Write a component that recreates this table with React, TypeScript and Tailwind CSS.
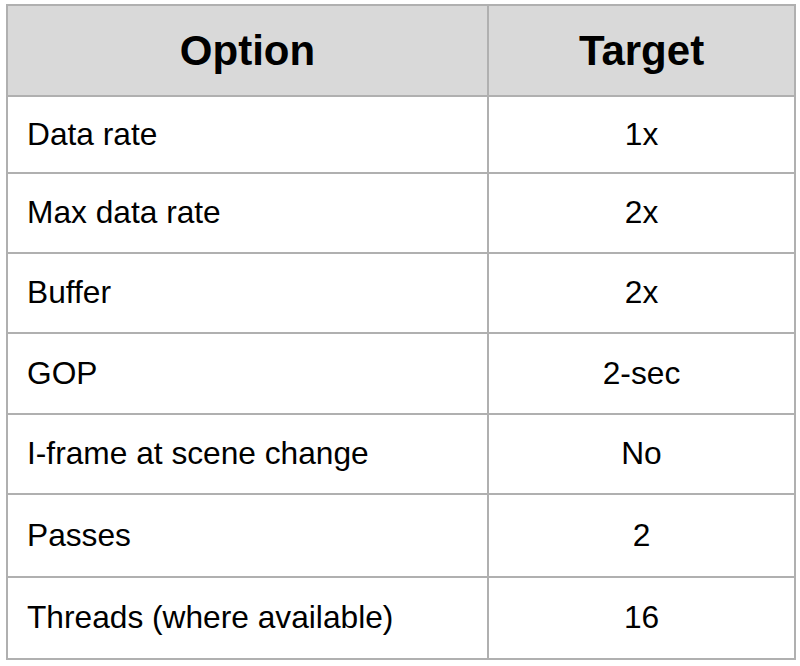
const rows: { option: string; target: string; h: string }[] = [
  { option: "Data rate", target: "1x", h: "h-[77px]" },
  { option: "Max data rate", target: "2x", h: "h-[80px]" },
  { option: "Buffer", target: "2x", h: "h-[80px]" },
  { option: "GOP", target: "2-sec", h: "h-[81px]" },
  { option: "I-frame at scene change", target: "No", h: "h-[80px]" },
  { option: "Passes", target: "2", h: "h-[83px]" },
  { option: "Threads (where available)", target: "16", h: "h-[82px]" },
]

export default function App() {
  return (
    <div className="w-[800px] h-[666px] bg-white pt-[4px] pl-[6px] font-['Liberation_Sans',Arial,sans-serif] text-black">
      <div className="w-[790px] border-2 border-[#b0b0b0]">
        <div className="grid grid-cols-[481px_1fr] h-[89px] bg-[#d9d9d9] text-[42px] font-bold">
          <div className="flex items-center justify-center border-r-2 border-[#b0b0b0]">Option</div>
          <div className="flex items-center justify-center">Target</div>
        </div>
        {rows.map((r) => (
          <div key={r.option} className={`grid grid-cols-[481px_1fr] border-t-2 border-[#b0b0b0] text-[31.7px] ${r.h}`}>
            <div className="flex items-center pl-[19px] border-r-2 border-[#b0b0b0]">{r.option}</div>
            <div className="flex items-center justify-center">{r.target}</div>
          </div>
        ))}
      </div>
    </div>
  )
}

Exercise brief: Extract the full listing exactly, with the pictures left out.

Response for this exercise:
Write a component that recreates this table with React, TypeScript and Tailwind CSS.
const rows: { option: string; target: string; h: string }[] = [
  { option: "Data rate", target: "1x", h: "h-[77px]" },
  { option: "Max data rate", target: "2x", h: "h-[80px]" },
  { option: "Buffer", target: "2x", h: "h-[80px]" },
  { option: "GOP", target: "2-sec", h: "h-[81px]" },
  { option: "I-frame at scene change", target: "No", h: "h-[80px]" },
  { option: "Passes", target: "2", h: "h-[83px]" },
  { option: "Threads (where available)", target: "16", h: "h-[82px]" },
]

export default function App() {
  return (
    <div className="w-[800px] h-[666px] bg-white pt-[4px] pl-[6px] font-['Liberation_Sans',Arial,sans-serif] text-black">
      <div className="w-[790px] border-2 border-[#b0b0b0]">
        <div className="grid grid-cols-[481px_1fr] h-[89px] bg-[#d9d9d9] text-[42px] font-bold">
          <div className="flex items-center justify-center border-r-2 border-[#b0b0b0]">Option</div>
          <div className="flex items-center justify-center">Target</div>
        </div>
        {rows.map((r) => (
          <div key={r.option} className={`grid grid-cols-[481px_1fr] border-t-2 border-[#b0b0b0] text-[31.7px] ${r.h}`}>
            <div className="flex items-center pl-[19px] border-r-2 border-[#b0b0b0]">{r.option}</div>
            <div className="flex items-center justify-center">{r.target}</div>
          </div>
        ))}
      </div>
    </div>
  )
}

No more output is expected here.